Dr. Ivory Nelson

Longtime academician Dr. Ivory V. Nelson, a three-time university president and one-time community college chancellor, has assumed the role of interim provost at Jackson State University.

He returned to the college scene at the behest of his protégé, new JSU President William B. Bynum Jr., who took the helm of the HBCU on July 1.

In 2000, Nelson, then the 12th president of Lincoln University in Pennsylvania (1999-2011), hired Bynum as his vice president for student affairs and enrollment management.

At Lincoln, he displayed an extraordinary ability to turn the nation’s first degree-granting HBCU into a powerhouse institution after once being on the brink of collapse. During his tenure, he developed a five-year strategic plan for financing and phased construction that resulted in the elimination of operating deficits and repayment of outstanding loans and debts.

Ultimately, Lincoln was removed from financial aid probation, and Nelson secured $40.1 million in financing, $27 million in private financing and $290 million from the state of Pennsylvania for renovation and new construction.

Capping his career at Lincoln, the Board of Trustees named a $45 million building in his honor: The Ivory V. Nelson Science Center.

Prior to Lincoln, Nelson would become the first black president of Central Washington University in Ellensburg, Washington, from 1992 to 1999, and later president emeritus. During the early 1980s, he served as acting president of Prairie View A&M University for nine months.

A chemist and pioneering figure, Nelson began working in higher education in 1963. He’s known for other groundbreaking firsts.

Among these include:

  • First male graduate from Grambling State University to receive a Ph.D. (He graduated from Grambling in 1959 and received his doctorate in analytical chemistry from the University of Kansas, where he was the first black graduate from UK to receive such a degree in 1963)
  • First African-American to become chancellor of the Alamo Community College District in San Antonio, Texas (1986)
  • First black chemistry Ph.D. graduate to be inducted into Phi Beta Kappa at the University of Kansas (1964)
  • First African-American to become executive assistant to the chancellor of Texas A&M University System (1983)

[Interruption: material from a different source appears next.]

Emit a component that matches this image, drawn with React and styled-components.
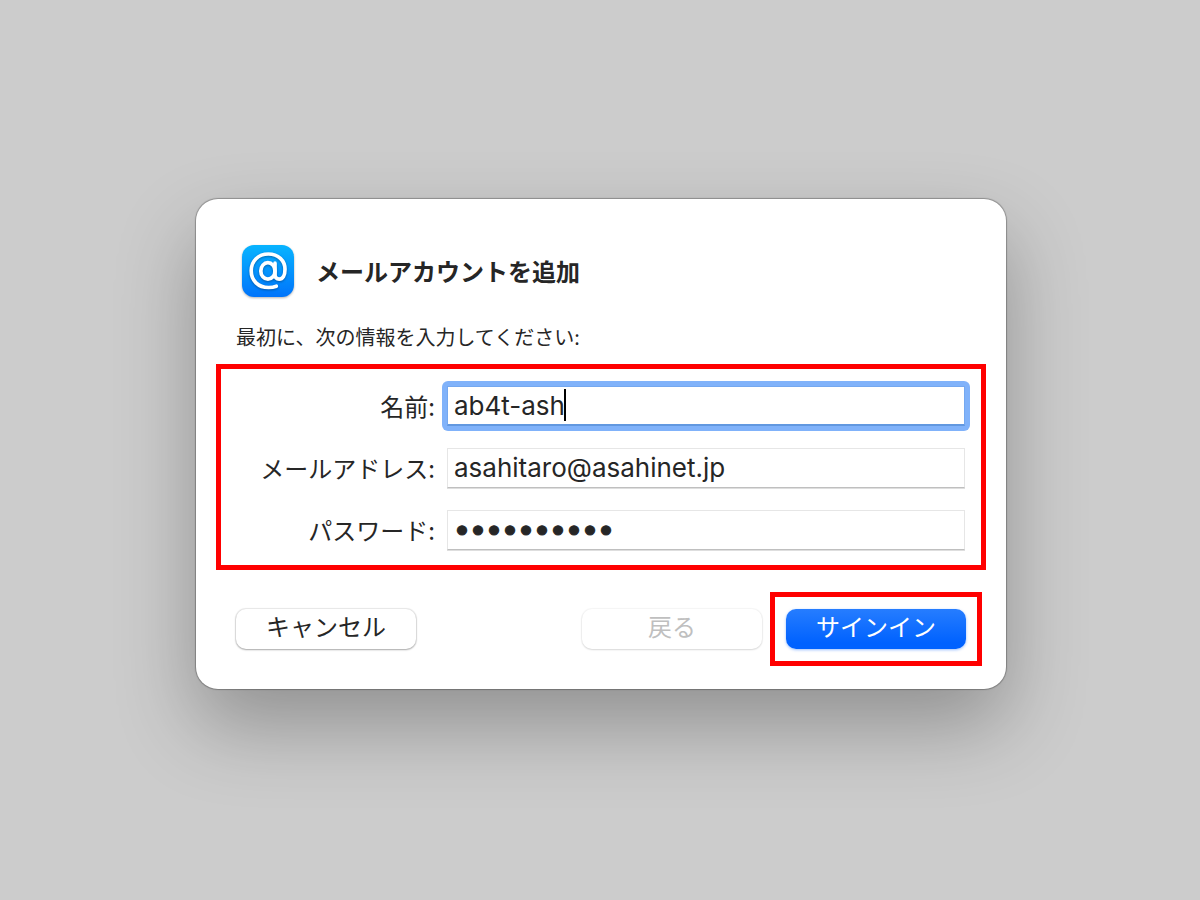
import React from "react";
import styled, { createGlobalStyle, css } from "styled-components";

const GlobalStyle = createGlobalStyle`
  *, *::before, *::after { box-sizing: border-box; }
  body {
    margin: 0;
    background: #cccccc;
    color: #262626;
    font-family: Inter, "Noto Sans CJK JP", sans-serif;
  }
`;

const Page = styled.main`
  display: flex;
  align-items: center;
  justify-content: center;
  min-height: 100vh;
  padding: 12px 12px 24px 14px;
`;

const Dialog = styled.form`
  width: 100%;
  max-width: 810px;
  padding: 46px 0 23px;
  border-radius: 22px;
  background: #ffffff;
  box-shadow: 0 0 1px 1px rgba(0, 0, 0, 0.28), 0 36px 80px rgba(0, 0, 0, 0.29);
`;

const Header = styled.header`
  display: flex;
  align-items: center;
  gap: 22px;
  padding: 0 46px;
`;

const AppIcon = styled.svg`
  flex: none;
  width: 52px;
  height: 52px;
  overflow: visible;
  filter: drop-shadow(0 1px 1px rgba(0, 0, 0, 0.3));
`;

const Title = styled.h1`
  margin: 0;
  font-family: "Noto Sans CJK JP", sans-serif;
  font-size: 24px;
  line-height: 32px;
  font-weight: 700;
`;

const Lead = styled.p`
  margin: 28px 40px 15px;
  font-family: "Noto Sans CJK JP", sans-serif;
  font-size: 20px;
  line-height: 24px;
`;

const highlight = css`
  border: 5px solid #ff0000;
`;

const Fields = styled.div`
  ${highlight}
  display: grid;
  gap: 22px;
  margin: 0 20px 22px;
  padding: 17px 16px 15px;
`;

const Row = styled.div`
  display: grid;
  grid-template-columns: 198px minmax(0, 1fr);
  align-items: center;
  gap: 12px;
`;

const Label = styled.label`
  text-align: right;
  white-space: nowrap;
  font-family: "Noto Sans CJK JP", sans-serif;
  font-size: 24px;
  line-height: 32px;
`;

const Control = styled.div`
  position: relative;

  ${(p) =>
    p.$active &&
    css`
      &::before {
        content: "";
        position: absolute;
        inset: -5px;
        border-radius: 6px;
        background: #80b2fa;
      }
    `}
`;

const Input = styled.input`
  position: relative;
  display: block;
  width: 100%;
  height: 40px;
  padding: 0 6px 2px;
  border: 1px solid #e6e6e6;
  border-bottom-color: #bfbfbf;
  border-radius: 0;
  outline: none;
  background: #ffffff;
  color: #262626;
  font-family: inherit;
  font-size: 26px;
  box-shadow: 0 1px 0 #dedede;

  &[type="password"] {
    padding-bottom: 4px;
    font-size: 30px;
    font-weight: 500;
    -webkit-text-stroke: 1px #262626;
  }

  ${(p) =>
    p.$active &&
    css`
      padding-bottom: 1px;
      border: 1px solid #74a8f0;
      border-bottom: 2px solid #6298e0;
      box-shadow: none;
    `}
`;

const Caret = styled.span`
  position: absolute;
  top: 3px;
  left: 117px;
  width: 2px;
  height: 32px;
  background: #000000;
`;

const Actions = styled.footer`
  display: flex;
  align-items: center;
  gap: 8px;
  padding: 0 24px 0 40px;
`;

const Button = styled.button`
  width: 180px;
  height: 40px;
  padding: 0 0 6px;
  border: 0;
  border-radius: 10px;
  background: #ffffff;
  color: #262626;
  font-family: "Noto Sans CJK JP", sans-serif;
  font-size: 24px;
  line-height: 32px;
  box-shadow: 0 0 1px 1px rgba(0, 0, 0, 0.09), 0 1px 2px rgba(0, 0, 0, 0.28);

  &:disabled {
    color: #bfbfbf;
    box-shadow: 0 0 1px 1px rgba(0, 0, 0, 0.04), 0 1px 2px rgba(0, 0, 0, 0.12);
  }
`;

const CancelButton = styled(Button)`
  margin-right: auto;
`;

const PrimaryButton = styled(Button)`
  display: block;
  background: linear-gradient(#267dff, #0062ff 85%);
  color: #ffffff;
  box-shadow: 0 1px 3px rgba(0, 98, 255, 0.4);
`;

const PrimaryFrame = styled.div`
  ${highlight}
  padding: 12px 11px;
`;

function MailAccountIcon() {
  return (
    <AppIcon viewBox="0 0 52 52" aria-hidden="true">
      <defs>
        <linearGradient id="tile" x1="0" y1="0" x2="0" y2="1">
          <stop offset="0" stopColor="#08b4ff" />
          <stop offset="1" stopColor="#0074fb" />
        </linearGradient>
        <filter id="lift" x="-20%" y="-20%" width="140%" height="150%" colorInterpolationFilters="sRGB">
          <feDropShadow dx="0" dy="1" stdDeviation="0.8" floodColor="#00356e" floodOpacity="0.55" />
        </filter>
      </defs>
      <rect width="52" height="52" rx="12" fill="url(#tile)" />
      <g fill="none" stroke="#ffffff" strokeWidth="3.7" strokeLinecap="round" filter="url(#lift)">
        <path d="M34.3 41.2C32 42.1 29.6 42.5 26.6 42.5C16.2 42.5 9.2 35.6 9.2 25.8C9.2 16 16.3 9 26.4 9C36.2 9 43 15.3 43 24.3C43 30.4 40.7 34.2 37.2 34.2C34.5 34.2 33 32.5 33 29.6V18.2" />
        <ellipse cx="25.9" cy="25.9" rx="7.1" ry="8.2" />
      </g>
    </AppIcon>
  );
}

function Field({ id, label, active, ...input }) {
  return (
    <Row>
      <Label htmlFor={id}>{label}</Label>
      <Control $active={active}>
        <Input id={id} $active={active} {...input} />
        {active && <Caret />}
      </Control>
    </Row>
  );
}

export default function App() {
  return (
    <>
      <GlobalStyle />
      <Page>
        <Dialog onSubmit={(e) => e.preventDefault()}>
          <Header>
            <MailAccountIcon />
            <Title>メールアカウントを追加</Title>
          </Header>
          <Lead>最初に、次の情報を入力してください:</Lead>
          <Fields>
            <Field id="name" label="名前:" type="text" defaultValue="ab4t-ash" active />
            <Field id="email" label="メールアドレス:" type="email" defaultValue="asahitaro@asahinet.jp" />
            <Field id="password" label="パスワード:" type="password" defaultValue="asahi12345" />
          </Fields>
          <Actions>
            <CancelButton type="button">キャンセル</CancelButton>
            <Button type="button" disabled>戻る</Button>
            <PrimaryFrame>
              <PrimaryButton type="submit">サインイン</PrimaryButton>
            </PrimaryFrame>
          </Actions>
        </Dialog>
      </Page>
    </>
  );
}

Aside from being a graduate of an HBCU and working at Prairie View for 14 years, he spent three years at Southern University at Shreveport as chairman of the Division of Natural Sciences.

Also, Nelson is distinguished as a Fulbright scholar, recipient of a Phi Beta Kappa key and has published more than 12 technical articles on chemistry topics. As well, Nelson has been involved in numerous other fraternal organizations, including Kappa Delta Pi Honor Society, Omega Psi Phi Fraternity, Inc. and Sigma Pi Phi Fraternity, Inc.

While his lifelong career has been in academics, the U.S. Air Force veteran is quick to point out that running an educational institution is similar to a business.